Rensselaer Polytechnic Institute Reporting  |  SEP 2013 – DEC 2014

Project 3: Impact History of the Earth-Moon System

Project Summary

The influx of interplanetary debris onto the early Earth represents a major hazard to the emergence of life. Large crater-forming bodies must have been common in the early solar system, as craters are seen on all ancient solid surfaces from Mercury to the moons of the outer planets. Impact craters are few in number on the Earth today only because geologic activity and erosion gradually erase them. The Earth’s nearest neighbor, the Moon, lacks an atmosphere and significant tectonic activity, and therefore retains a record of past impacts. The goal of our research is to reconstruct the bombardment history of the Moon, and by proxy the Earth, to establish when the flux of sterilizing impacts declined sufficiently for the Earth to became habitable.

4 Institutions
3 Teams
1 Publication
0 Field Sites
Field Sites

Project Progress

This study focuses on obtaining geochemical and 40Ar/39Ar (argon) chronological data on lunar impact glasses, which are pieces of melted regolith (lunar soil) created by energetic impacting events on the Moon. The aim of the study is to understand the ages of impact glasses, along with their compositions, in order to gain a full interpretation of the impact history of the Moon.

A very important outcome of our work that is currently in review for publication in Geochimica et Cosmochimica Acta is that not all lunar impact glasses are created equal. All previous investigators (e.g., Hui 2011; Hui et al. 2010; Zellner et al., 2009a,b; Delano et al., 2007; Levine et al., 2005; Culler et al., 2000) have implicitly assumed that lunar impact glasses are highly retentive of radiogenic 40Ar during prolonged residence in the shallow lunar regolith that is subjected to diurnal temperature variations, but this is not the case. Using experimental data (Gombosi et al. 2012) and applying it to our lunar impact glass data, we have found that composition and size of the glass are important components to consider when evaluating whether or not the 40Ar/39Ar age is a true age (or just an apparent one, as the result of argon diffusion). We revisited hundreds of 40Ar/39Ar ages of lunar impact glasses and report that only a subset reflect a true formation age of the glass.
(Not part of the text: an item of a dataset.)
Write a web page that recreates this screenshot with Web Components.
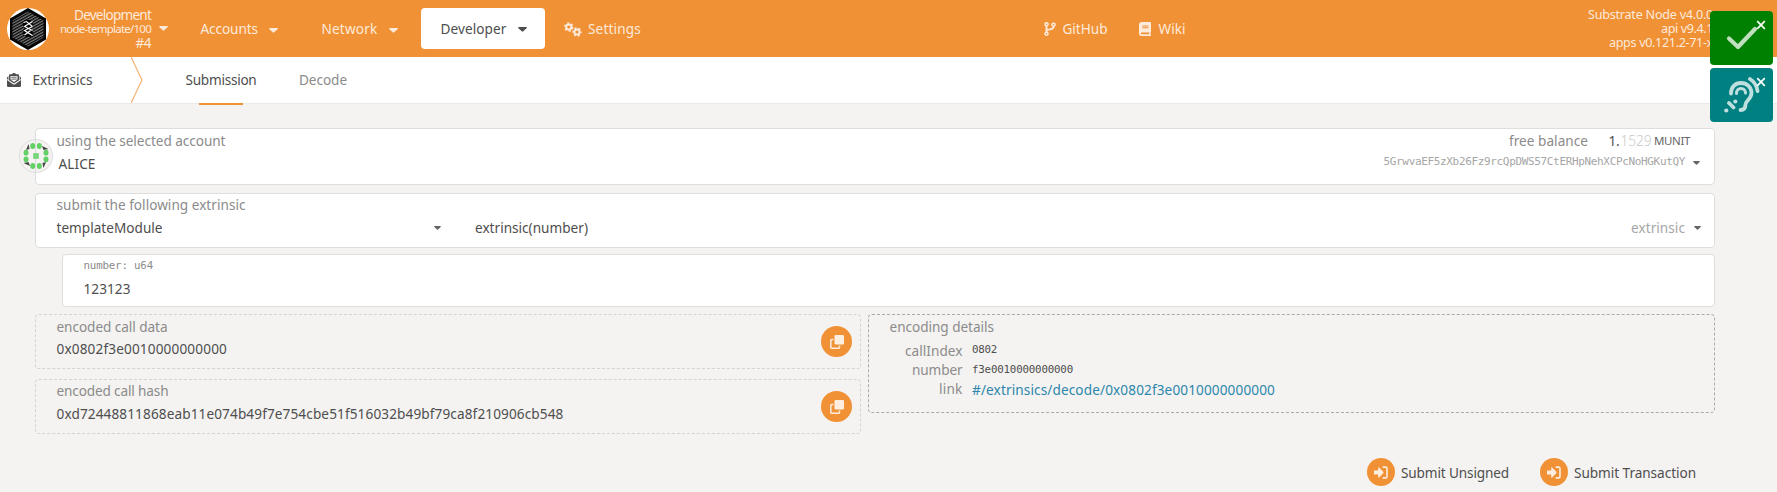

We also investigated the observation (e.g., Norman et al. 2012; Hui 2011; Hui et al. 2010; Levine et al. 2005; Culler et al. 2000) that lunar impact glass spherule ages appear to represent an increase in the recent (i.e., <500 Ma) impact flux. We conclude that lunar impact glass spheres may be short-lived. Lunar impact glasses contain high thermal stresses (Ulrich, 1974; strain exotherms) caused by rapid quenching from hyperliquidus temperatures. These thermal stresses would make impact-generated glass spheres susceptible to breaking into shards. Thus, investigators who preferentially select lunar impact glass spheres and who reported an increase in the recent (< 500 Ma) impact flux (i.e., Norman et al. 2012; Levine et al. 2005; Culler et al. 2000) are biasing their lunar impact flux curves to young ages. If we are correct in our suggestion that impact glass spheres are easily broken as a result of regolith gardening, then the high rate of occurrence of lunar impact glass spheres with ages <500 Ma, as reported in those studies, need not require a substantial increase in the impact flux during the last 500 Ma.

These are strong working hypotheses, but more data are needed. In August 2014, Zellner traveled to the Geochronology Center at the University of Arizona to use the argon mass spectrometer to obtain 40Ar/39Ar ages on ~30 impact glasses. Almost 100 glasses are still awaiting 40Ar/39Ar dating. These analyses will be concluded in 2015.